The official death toll has fluctuated, with initial reports suggesting that more than 50 people were killed, including children, and others injured. The current tally is at least 40 deaths. While the massacre was unusual in size, the incident was “not a one-off, it’s not something new,” Rasche stressed, pointing out that killings of Christians happen “almost daily.”
The government’s interior minister has blamed the insurgent group Islamic State West Africa Province (ISWAP), a breakaway faction of Boko Haram, for the attack.
In Nigeria as a whole, at least 60,000 Christians have been killed in the past two decades — at least 4,650 in 2021 and nearly 900 in the first three months of 2022 alone.
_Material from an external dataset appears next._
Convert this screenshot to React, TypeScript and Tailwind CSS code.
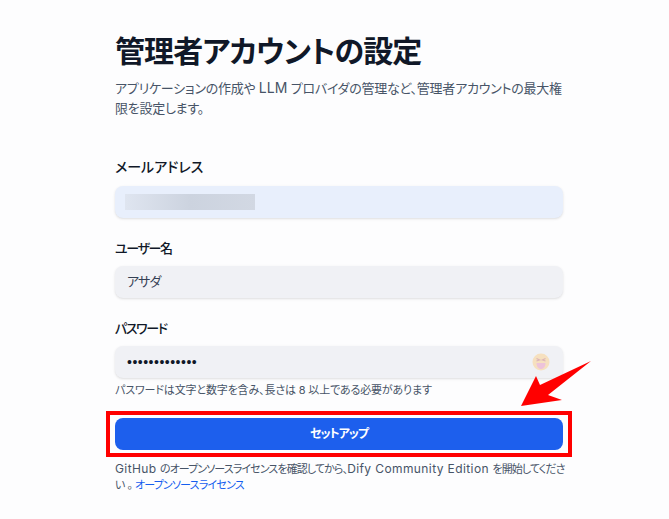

Rasche said he recently observed newly ordained priests in Nigeria being told that they need to accept that they could be victims of violence ministering in Nigeria.
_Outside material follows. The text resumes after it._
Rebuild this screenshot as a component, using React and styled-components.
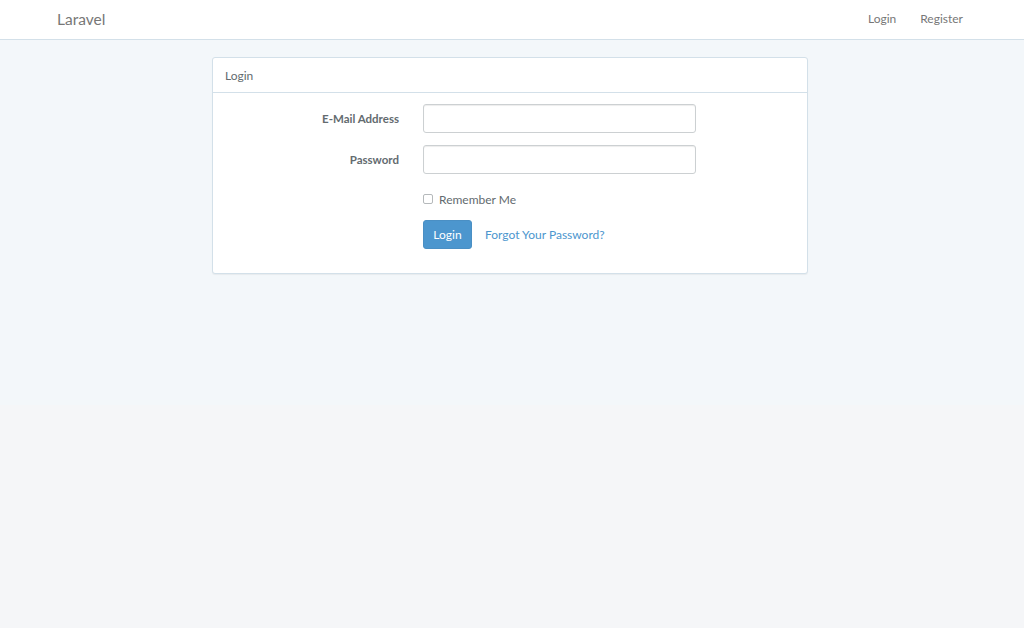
import React from "react";
import styled, { createGlobalStyle } from "styled-components";

const GlobalStyle = createGlobalStyle`
  html {
    background: #f5f6f8;
  }
  body {
    margin: 0;
    font-family: "Lato", "Open Sans", sans-serif;
    color: #636b6f;
  }
`;

function App() {
  return (
    <>
      <GlobalStyle />
      <StPage>
        <StNavbar>
          <StBrand href="#">Laravel</StBrand>
          <StNavLinks>
            <StNavLink href="#">Login</StNavLink>
            <StNavLink href="#">Register</StNavLink>
          </StNavLinks>
        </StNavbar>

        <StPanel>
          <StPanelHeading>Login</StPanelHeading>
          <StPanelBody>
            <StFormRow>
              <StLabel htmlFor="email">E-Mail Address</StLabel>
              <StInput id="email" type="email" />
            </StFormRow>
            <StFormRow>
              <StLabel htmlFor="password">Password</StLabel>
              <StInput id="password" type="password" />
            </StFormRow>
            <StFormRow>
              <span />
              <StCheckLabel>
                <StCheckbox />
                Remember Me
              </StCheckLabel>
            </StFormRow>
            <StFormRow>
              <span />
              <StActions>
                <StButton type="button">Login</StButton>
                <StLink href="#">Forgot Your Password?</StLink>
              </StActions>
            </StFormRow>
          </StPanelBody>
        </StPanel>
      </StPage>
    </>
  );
}

export default App;

const StPage = styled.div`
  min-height: 405px;
  background: #f3f7fa;
`;

const StNavbar = styled.nav`
  height: 39px;
  background: #fff;
  border-bottom: 1px solid #d3e0e9;
  display: flex;
  align-items: center;
  justify-content: space-between;
  padding: 0 61px 0 57px;
`;

const StBrand = styled.a`
  font-size: 15.5px;
  color: #777;
  text-decoration: none;
  margin-top: -2px;
`;

const StNavLinks = styled.div`
  display: flex;
  gap: 24px;
  margin-top: -2px;
`;

const StNavLink = styled.a`
  font-size: 12px;
  color: #777;
  text-decoration: none;
`;

const StPanel = styled.div`
  width: 594px;
  margin: 17px auto 0;
  transform: translateX(-2px);
  background: #fff;
  border: 1px solid #d3e0e9;
  border-radius: 3px;
  box-shadow: 0 1px 1px rgba(0, 0, 0, 0.05);
`;

const StPanelHeading = styled.div`
  height: 34px;
  display: flex;
  align-items: center;
  padding: 0 12px;
  font-size: 12px;
  color: #636b6f;
  border-bottom: 1px solid #d3e0e9;
`;

const StPanelBody = styled.div`
  padding: 11px 0 24px;
  display: flex;
  flex-direction: column;
  gap: 12px;
`;

const StFormRow = styled.div`
  display: grid;
  grid-template-columns: 186px 273px;
  column-gap: 24px;
  align-items: center;
`;

const StLabel = styled.label`
  text-align: right;
  font-weight: 700;
  font-size: 11.5px;
`;

const StInput = styled.input`
  box-sizing: border-box;
  height: 29px;
  width: 100%;
  border: 1px solid #ccd0d2;
  border-radius: 3px;
  box-shadow: inset 0 1px 1px rgba(0, 0, 0, 0.075);
  padding: 0 10px;
  font: inherit;
`;

const StCheckLabel = styled.label`
  display: flex;
  align-items: center;
  gap: 6px;
  font-size: 12px;
  height: 26px;
`;

const StCheckbox = styled.input.attrs({ type: "checkbox" })`
  width: 10px;
  height: 10px;
  margin: 0;
  appearance: none;
  border: 1px solid #b5b9bb;
  border-radius: 2px;
  background: #fff;
`;

const StActions = styled.div`
  display: flex;
  align-items: center;
  gap: 13px;
  margin-top: -4px;
`;

const StButton = styled.button`
  height: 29px;
  width: 49px;
  border: 1px solid #4a8fc4;
  border-radius: 3px;
  background: #4c96ce;
  color: #fff;
  font: inherit;
  font-size: 12px;
  padding: 0;
`;

const StLink = styled.a`
  font-size: 12px;
  color: #4c96ce;
  text-decoration: none;
`;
Despite this, since 2021 the U.S. Secretary of State Antony Blinken, for as-yet-undisclosed reasons, no longer lists Nigeria as a “Country of Particular Concern” (CPC) on a watchlist of countries with the most egregious violations of religious freedom. The U.S. Commission on International Religious Freedom has been recommending the designation of Nigeria as a CPC since 2009. Rasche said many Christian leaders effectively have given up on the U.S. government, saying that the Biden administration is not viewed as “serious” about stopping the persecution.